Antes de mais nada, vamos recuperar um pouco de nossa memória - essa mesma que tende a ficar tão rarefeita e esquecida em nosso inconsciente social coletivo de Nação. Observar bem a realidade concreta, para então tirar as conclusões. Desde a posse da Presidenta Dilma, essa foi a sexta vez que a diretoria do Banco Central (BC) se reuniu sob a denominação de COPOM – são os mesmos 8 integrantes da Diretoria Colegiada do BC: o Presidente Tombini e os demais 7 diretores. Ao longo das 5 reuniões anteriores, a seqüência havia sido altista. Em janeiro, a SELIC foi elevada de 10,75% para 11,25%. Em março, mais um aumento de 0,5%. Em abril, ela passa de 11,75% para 12,0%. Em junho, o COPOM eleva em 0,25%. E, julho, ela sobe de 12,25% para 12,5%. Ufa!

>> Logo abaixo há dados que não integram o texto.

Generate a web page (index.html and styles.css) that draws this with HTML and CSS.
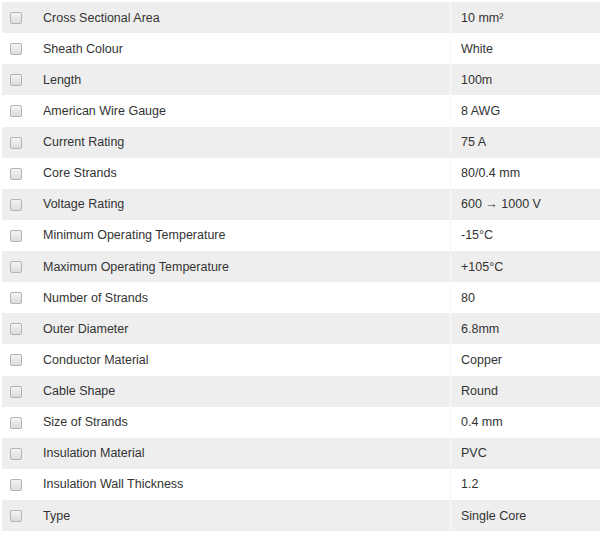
FILE: index.html
```html
<!DOCTYPE html>
<html>
<head>
<meta charset="utf-8">
<link rel="stylesheet" href="styles.css">
</head>
<body>
<table class="specs">
<tbody>
<tr><td class="c"><span class="box"></span></td><td class="n">Cross Sectional Area</td><td class="v">10 mm²</td></tr>
<tr><td class="c"><span class="box"></span></td><td class="n">Sheath Colour</td><td class="v">White</td></tr>
<tr><td class="c"><span class="box"></span></td><td class="n">Length</td><td class="v">100m</td></tr>
<tr><td class="c"><span class="box"></span></td><td class="n">American Wire Gauge</td><td class="v">8 AWG</td></tr>
<tr><td class="c"><span class="box"></span></td><td class="n">Current Rating</td><td class="v">75 A</td></tr>
<tr><td class="c"><span class="box"></span></td><td class="n">Core Strands</td><td class="v">80/0.4 mm</td></tr>
<tr><td class="c"><span class="box"></span></td><td class="n">Voltage Rating</td><td class="v">600 → 1000 V</td></tr>
<tr><td class="c"><span class="box"></span></td><td class="n">Minimum Operating Temperature</td><td class="v">-15°C</td></tr>
<tr><td class="c"><span class="box"></span></td><td class="n">Maximum Operating Temperature</td><td class="v">+105°C</td></tr>
<tr><td class="c"><span class="box"></span></td><td class="n">Number of Strands</td><td class="v">80</td></tr>
<tr><td class="c"><span class="box"></span></td><td class="n">Outer Diameter</td><td class="v">6.8mm</td></tr>
<tr><td class="c"><span class="box"></span></td><td class="n">Conductor Material</td><td class="v">Copper</td></tr>
<tr><td class="c"><span class="box"></span></td><td class="n">Cable Shape</td><td class="v">Round</td></tr>
<tr><td class="c"><span class="box"></span></td><td class="n">Size of Strands</td><td class="v">0.4 mm</td></tr>
<tr><td class="c"><span class="box"></span></td><td class="n">Insulation Material</td><td class="v">PVC</td></tr>
<tr><td class="c"><span class="box"></span></td><td class="n">Insulation Wall Thickness</td><td class="v">1.2</td></tr>
<tr><td class="c"><span class="box"></span></td><td class="n">Type</td><td class="v">Single Core</td></tr>
</tbody>
</table>
</body>
</html>
```
FILE: styles.css
```css
html, body {
  margin: 0;
  padding: 0;
  background: #ffffff;
}
body {
  padding: 2px 0 0 2px;
  font-family: "Liberation Sans", Arial, sans-serif;
  font-size: 12.5px;
  color: #333333;
}
.specs {
  width: 598px;
  border-collapse: collapse;
  table-layout: fixed;
}
.specs tr {
  height: 31.125px;
}
.specs tr:nth-child(odd) {
  background: #eeeeee;
}
.specs td {
  padding: 0;
  vertical-align: middle;
  white-space: nowrap;
}
.c {
  width: 30px;
}
.n {
  width: 407px;
  padding-left: 11px !important;
}
.v {
  padding-left: 10px !important;
  border-left: 1px solid #f8f8f8;
}
.box {
  display: block;
  width: 10px;
  height: 10px;
  margin: 1px 0 0 8px;
  border: 1px solid #b4b4b4;
  border-radius: 2px;
  background: linear-gradient(#f4f4f4, #dcdcdc);
}
```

E durma-se com os juros tão altos assim!
A última vez que o COPOM havia decidido por uma redução da SELIC foi ainda sob a gestão de Lula na Presidência da República e Henrique Meirelles no BC. Lá se vão mais de 2 anos, quando em julho de 2009, a taxa foi reduzida de 9,25% para 8,75%. Naquele momento, a decisão fazia parte do menu mais amplo de medidas para atenuar os efeitos da crise internacional sobre nossa economia. Mas a bonança durou pouco, pois logo depois, em abril de 2010, a SELIC voltou a subir. A desculpa de sempre era a tal “exigência do mercado”...
A verdade é uma só: na semana passada, a equipe econômica não optou por nada de extraordinário. O Brasil apenas reduziu a taxa oficial de remuneração dos títulos do Tesouro Nacional de minúsculos 0,5% ao ano! Como diz o outro, um quase-nada. E tudo isso em um contexto internacional onde a maioria dos países do mundo mais desenvolvido desenvolve políticas monetárias de taxa de juros real negativa ou próxima de zero.

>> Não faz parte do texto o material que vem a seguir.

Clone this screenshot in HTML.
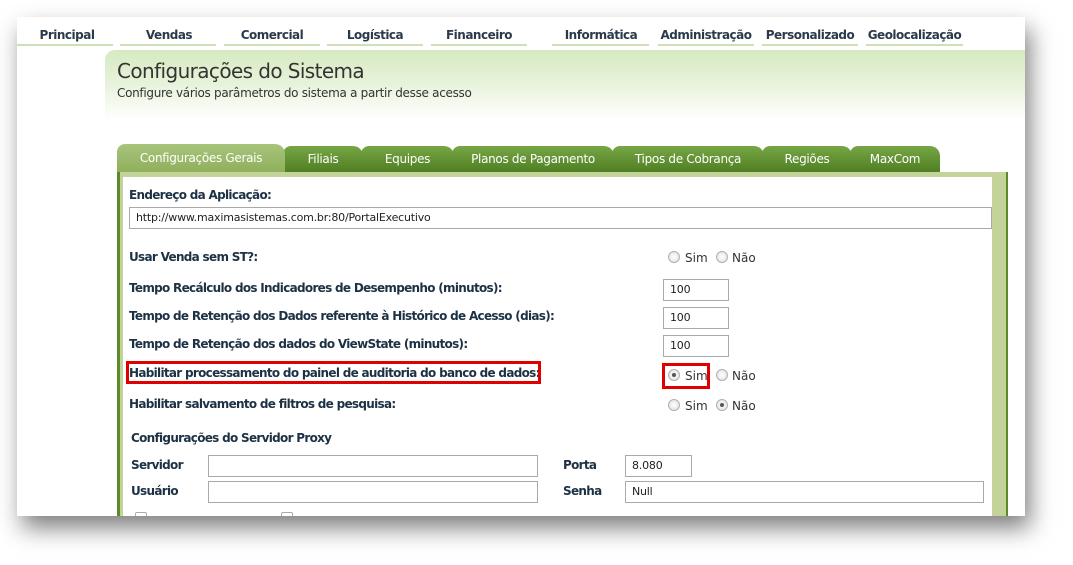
<!DOCTYPE html>
<html><head><meta charset="utf-8"><style>
*{margin:0;padding:0;box-sizing:border-box}
body{width:1073px;height:565px;background:#fff;position:relative;overflow:hidden;font-family:"DejaVu Sans","Liberation Sans",sans-serif;color:#1d3145}
.frame{position:absolute;left:17px;top:17px;width:1008px;height:499px;background:#fff;box-shadow:5px 12px 22px rgba(0,0,0,.5);overflow:hidden}
.a{position:absolute;white-space:nowrap}
.nav{font-size:12px;font-weight:bold;top:11px;text-align:center;color:#2b3a4a;letter-spacing:-0.5px}
.ul{position:absolute;top:27px;height:2px;background:#cfe0b6}
.banner{position:absolute;left:88px;top:33px;width:920px;height:70px;border-radius:10px 0 0 0;background:linear-gradient(180deg,#d6eac0 0%,#e8f3dc 50%,#fff 100%)}
.tab{position:absolute;top:129px;height:26px;border-radius:8px 10px 0 0;background:linear-gradient(#76a644,#4f7f23);color:#fff;font-size:12px;text-align:center;line-height:26px;letter-spacing:-0.3px}
.lbl{font-size:12px;font-weight:bold;letter-spacing:-0.7px;color:#1d3145}
.inp{position:absolute;border:1px solid #a9a9a9;background:#fff;font-size:11px;padding-left:6px;color:#222;letter-spacing:-0.2px}
.rad{position:absolute;width:12px;height:12px;border-radius:50%;border:1px solid #b0b0b0;background:radial-gradient(#fff,#ddd)}
.rad.on::after{content:"";position:absolute;left:3px;top:3px;width:4px;height:4px;border-radius:50%;background:#555}
.rt{position:absolute;font-size:12px;color:#333}
</style></head><body>
<div class="frame">
<div class="a nav" style="left:0;width:100px">Principal</div><div class="ul" style="left:0;width:96px"></div>
<div class="a nav" style="left:103px;width:98px">Vendas</div><div class="ul" style="left:103px;width:96px"></div>
<div class="a nav" style="left:207px;width:96px">Comercial</div><div class="ul" style="left:207px;width:96px"></div>
<div class="a nav" style="left:310px;width:96px">Logística</div><div class="ul" style="left:310px;width:96px"></div>
<div class="a nav" style="left:414px;width:96px">Financeiro</div><div class="ul" style="left:414px;width:96px"></div>
<div class="a nav" style="left:535px;width:98px">Informática</div><div class="ul" style="left:535px;width:97px"></div>
<div class="a nav" style="left:641px;width:96px">Administração</div><div class="ul" style="left:641px;width:96px"></div>
<div class="a nav" style="left:745px;width:96px">Personalizado</div><div class="ul" style="left:745px;width:96px"></div>
<div class="a nav" style="left:849px;width:97px">Geolocalização</div><div class="ul" style="left:849px;width:97px"></div>
<div class="banner"></div>
<div class="a" style="left:100px;top:42px;font-size:20px;color:#333;letter-spacing:-0.6px">Configurações do Sistema</div>
<div class="a" style="left:100px;top:69px;font-size:12px;color:#333;letter-spacing:-0.3px">Configure vários parâmetros do sistema a partir desse acesso</div>
<div class="tab" style="left:266px;width:80px">Filiais</div>
<div class="tab" style="left:344px;width:93px">Equipes</div>
<div class="tab" style="left:435px;width:162px">Planos de Pagamento</div>
<div class="tab" style="left:595px;width:152px">Tipos de Cobrança</div>
<div class="tab" style="left:745px;width:90px">Regiões</div>
<div class="tab" style="left:833px;width:90px">MaxCom</div>
<div class="tab" style="left:100px;width:168px;top:127px;height:28px;background:linear-gradient(#a8c47c,#8fb05c);line-height:28px">Configurações Gerais</div>
<div style="position:absolute;left:100px;top:155px;width:891px;height:345px;background:#c4d39a;border-left:3px solid #5a8a2a;border-right:2px solid #5a8a2a"></div>
<div style="position:absolute;left:106px;top:160px;width:869px;height:340px;background:#fff"></div>
<div class="a lbl" style="left:112px;top:171px">Endereço da Aplicação:</div>
<div class="inp" style="left:112px;top:190px;width:863px;height:22px;line-height:20px">http://www.maximasistemas.com.br:80/PortalExecutivo</div>
<div class="a lbl" style="left:112px;top:233px">Usar Venda sem ST?:</div>
<div class="a lbl" style="left:112px;top:264px">Tempo Recálculo dos Indicadores de Desempenho (minutos):</div>
<div class="a lbl" style="left:112px;top:292px">Tempo de Retenção dos Dados referente à Histórico de Acesso (dias):</div>
<div class="a lbl" style="left:112px;top:320px">Tempo de Retenção dos dados do ViewState (minutos):</div>
<div class="a lbl" style="left:112px;top:349px">Habilitar processamento do painel de auditoria do banco de dados:</div>
<div style="position:absolute;left:109px;top:344px;width:415px;height:23px;border:3px solid #e00000"></div>
<div class="a lbl" style="left:112px;top:380px">Habilitar salvamento de filtros de pesquisa:</div>
<div class="inp" style="left:646px;top:262px;width:66px;height:22px;line-height:20px">100</div>
<div class="inp" style="left:646px;top:290px;width:66px;height:22px;line-height:20px">100</div>
<div class="inp" style="left:646px;top:318px;width:66px;height:22px;line-height:20px">100</div>
<div class="rad" style="left:651px;top:234px"></div><div class="rt" style="left:668px;top:234px">Sim</div>
<div class="rad" style="left:699px;top:234px"></div><div class="rt" style="left:715px;top:234px">Não</div>
<div class="rad on" style="left:651px;top:352px"></div><div class="rt" style="left:668px;top:352px">Sim</div>
<div class="rad" style="left:699px;top:352px"></div><div class="rt" style="left:715px;top:352px">Não</div>
<div style="position:absolute;left:645px;top:346px;width:48px;height:26px;border:3px solid #e00000"></div>
<div class="rad" style="left:651px;top:382px"></div><div class="rt" style="left:668px;top:382px">Sim</div>
<div class="rad on" style="left:699px;top:382px"></div><div class="rt" style="left:715px;top:382px">Não</div>
<div class="a lbl" style="left:114px;top:414px">Configurações do Servidor Proxy</div>
<div class="a lbl" style="left:114px;top:441px">Servidor</div>
<div class="inp" style="left:191px;top:438px;width:330px;height:22px"></div>
<div class="a lbl" style="left:546px;top:441px">Porta</div>
<div class="inp" style="left:608px;top:438px;width:67px;height:22px;line-height:20px">8.080</div>
<div class="a lbl" style="left:114px;top:467px">Usuário</div>
<div class="inp" style="left:191px;top:464px;width:330px;height:22px"></div>
<div class="a lbl" style="left:546px;top:467px">Senha</div>
<div class="inp" style="left:608px;top:464px;width:359px;height:22px;line-height:20px">Null</div>
<div style="position:absolute;left:118px;top:495px;width:12px;height:12px;border:1px solid #aaa;border-radius:2px"></div>
<div style="position:absolute;left:264px;top:495px;width:12px;height:12px;border:1px solid #aaa;border-radius:2px"></div>
</div>
</body></html>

A preocupação em não alterar muito os ânimos dos representantes do mercado financeiro se expressa melhor por outras variáveis, por outras informações. É lógico que eles reclamam, estão na função deles. Afinal, prefeririam que a SELIC fosse mantida ou mesmo elevada. Mas o fato é que a Presidenta Dilma já havia anunciado na semana anterior que o governo tinha decidido aumentar a meta de superávit primário em 0,5% do PIB. Ou seja, assegurar que o governo fará o possível e o impossível para transferir ainda mais recursos orçamentários para fins de pagamento de juros da dívida pública. A conclusão é evidente: com uma mão abaixa a taxa SELIC. Mas com a outra, de forma nada sutil, o governo se dispõe a deslocar ainda mais recursos para o setor que menos contribui para o desenvolvimento, a produção e a geração de emprego e renda em nosso País. O parasitismo financeiro continua intocável, nadando tranqüilo no ganho fácil proporcionado pelos títulos emitidos pelo Tesouro Nacional.
O intervalo superior da meta de inflação para os próximos 12 meses continua sendo de 6,5%. Com a taxa de juros em vigor, a menor rentabilidade possível, aquela para iniciante de aprendiz de operador de mercado financeiro, oferecida pelo governo brasileiro é superior a 5%. Não existe país nenhum no mundo que ofereça tal ganho! Se imaginarmos ainda que os especialistas do mundo das finanças operam com expectativas de valorização da nossa moeda nacional “y otras cositas más”, aplicar recursos em nossas praias financeiras ainda é certeza de ganho insuperável. Título do tesouro norte-americano mal supera o 0% de rentabilidade. Títulos de países europeus não costumam ser maiores que 1% anual. Mas conosco é diferente! Nós garantimos o interesse do especulador financeiro internacional.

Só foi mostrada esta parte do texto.